Such impressive wax to one side, Jinx may be the hardest working man in rockabilly.

"I do a lot of performing here in California, (like four to five nights a week)," he told me recently. "But I also have been playing the Viva Las Vegas Rockabilly Weekend for the past several years, and do an annual Christmas show in Denver, Colorado.

"This coming year." he continues, "I do have some festivals lined up such as the Vintage Torque Fest in Dubuque, Iowa, and the Ink and Iron Festival in Nashville, Tennessee (which are confirmed as of this writing). I have other events in the works as well.

"I’m in the process of recording another studio record, which will be nearly all original material."

But first will come the Ameripolitan Awards. As Andy Griffith would say, 'Let's think about this thing.'

Appreciating great sounds bring great responsibility. Fractured night spot revelers and disc-hoarding adherents are obliged to defy boardroom-choreographed pop culture and support those true-believing musicians who preserve vintage stylings and embroider upon them.

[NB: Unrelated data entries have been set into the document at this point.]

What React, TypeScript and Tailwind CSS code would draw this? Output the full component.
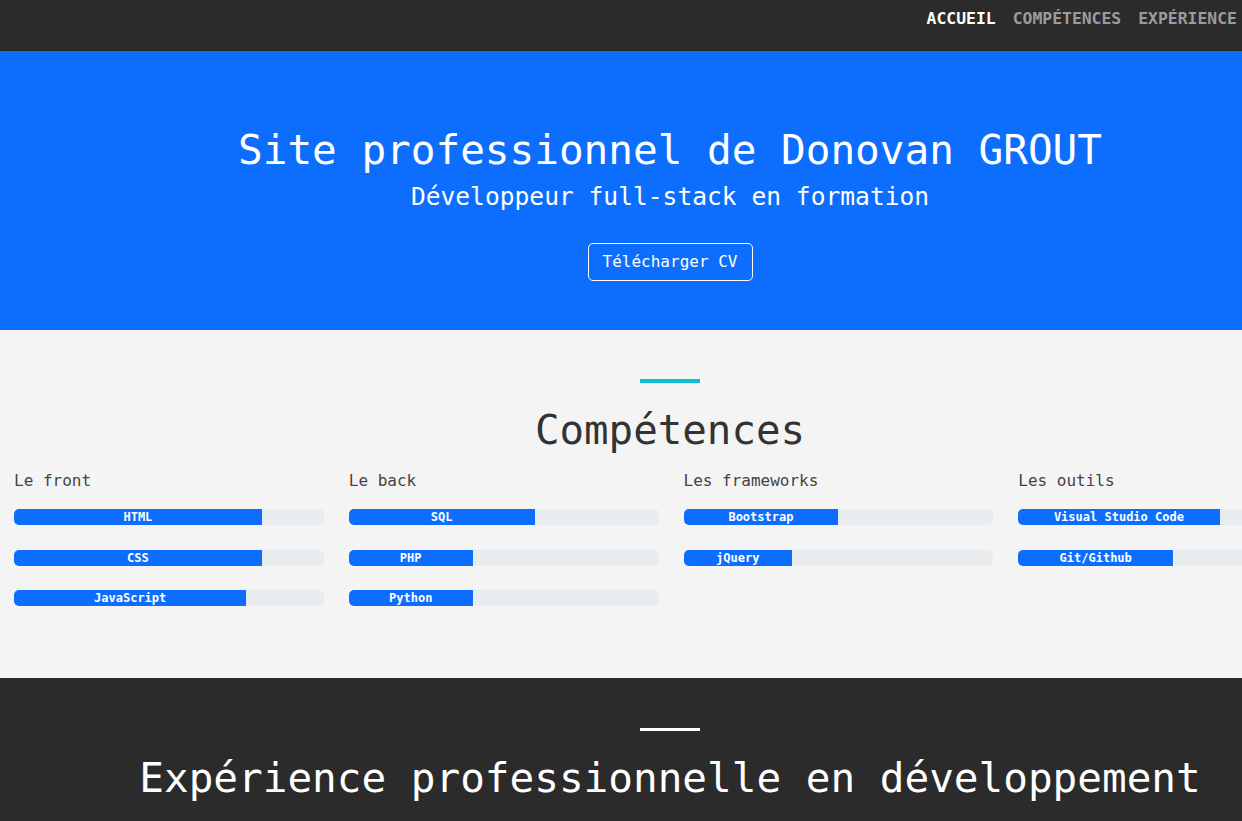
import React from "react";

const mono = { fontFamily: '"DejaVu Sans Mono", "Liberation Mono", monospace' };

type Skill = { name: string; pct: number };
const columns: { title: string; skills: Skill[] }[] = [
  { title: "Le front", skills: [{ name: "HTML", pct: 80 }, { name: "CSS", pct: 80 }, { name: "JavaScript", pct: 75 }] },
  { title: "Le back", skills: [{ name: "SQL", pct: 60 }, { name: "PHP", pct: 40 }, { name: "Python", pct: 40 }] },
  { title: "Les frameworks", skills: [{ name: "Bootstrap", pct: 50 }, { name: "jQuery", pct: 35 }] },
  { title: "Les outils", skills: [{ name: "Visual Studio Code", pct: 65 }, { name: "Git/Github", pct: 50 }] },
];

export default function App() {
  return (
    <div className="w-full h-[821px] overflow-hidden" style={mono}>
      <div className="w-[1340px]">
        <nav className="h-[51px] bg-[#2b2b2b] flex justify-end items-start pt-[10px] pr-[17px] gap-[17px] text-[16.4px] leading-[18px] font-bold uppercase">
          <a className="text-white">Accueil</a>
          <a className="text-[#9b9b9b]">Compétences</a>
          <a className="text-[#9b9b9b]">Expérience</a>
          <a className="text-[#9b9b9b]">Contact</a>
        </nav>

        <header className="bg-[#0d6efd] h-[279px] pt-[75px] flex flex-col items-center text-white">
          <h1 className="text-[41px] leading-[48px] font-normal">Site professionnel de Donovan GROUT</h1>
          <h2 className="text-[24.6px] leading-[30px] mt-[8px]">Développeur full-stack en formation</h2>
          <button className="mt-[31px] h-[38px] w-[165px] border border-white rounded-[5px] text-[16px] leading-[20px] text-white">
            Télécharger CV
          </button>
        </header>

        <section className="bg-[#f4f4f4] h-[348px] pt-[49px] flex flex-col items-center">
          <div className="w-[60px] h-[4px] bg-[#0cbcd4]" />
          <h2 className="mt-[23px] text-[40.8px] leading-[48px] text-[#333333]">Compétences</h2>
          <div className="mt-[15px] w-full grid grid-cols-4 gap-x-[25px] pl-[14px] pr-[12px]">
            {columns.map((col) => (
              <div key={col.title}>
                <h3 className="text-[16px] leading-[24px] text-[#444444]">{col.title}</h3>
                <div className="mt-[16px] flex flex-col gap-[24.5px]">
                  {col.skills.map((s) => (
                    <div key={s.name} className="h-[16px] bg-[#e9ecef] rounded-[5px] overflow-hidden flex">
                      <div
                        className="h-full bg-[#0d6efd] text-white text-[12px] leading-[16px] font-bold text-center whitespace-nowrap"
                        style={{ width: `${s.pct}%` }}
                      >
                        {s.name}
                      </div>
                    </div>
                  ))}
                </div>
              </div>
            ))}
          </div>
        </section>

        <section className="bg-[#2b2b2b] h-[400px] pt-[50px] flex flex-col items-center">
          <div className="w-[60px] h-[3px] bg-white" />
          <h2 className="mt-[23px] text-[41px] leading-[48px] text-white">Expérience professionnelle en développement</h2>
        </section>
      </div>
    </div>
  );
}
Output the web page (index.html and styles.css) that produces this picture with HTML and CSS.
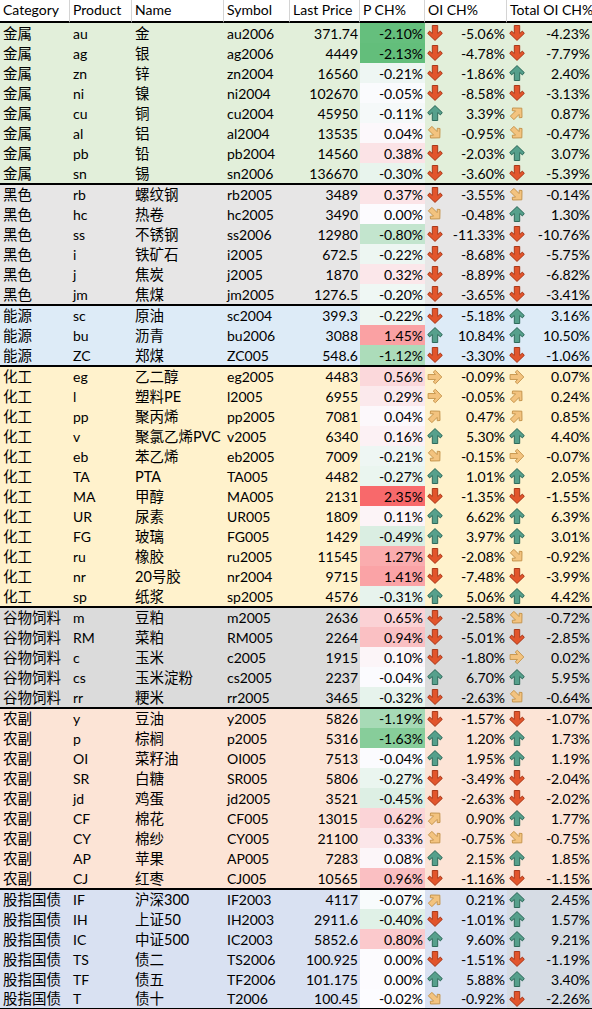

 Jinx Jones looms to fight the good fight. Our fight.

We all need to have his back.

jinxjones.com
https://www.facebook.com/jinx.jones.3?fref=ts

VIDEO "Redneck Barbie" http://youtu.be/UDFKu51yaWc
VIDEO "Rip & Run" http://www.kellervision.tv/#/loudville/VideoModule/254



(Parts of this essay appeared previously in the now-defunct Rockabilly magazine, and on my own website, http://www.damnationdanceparty.com.)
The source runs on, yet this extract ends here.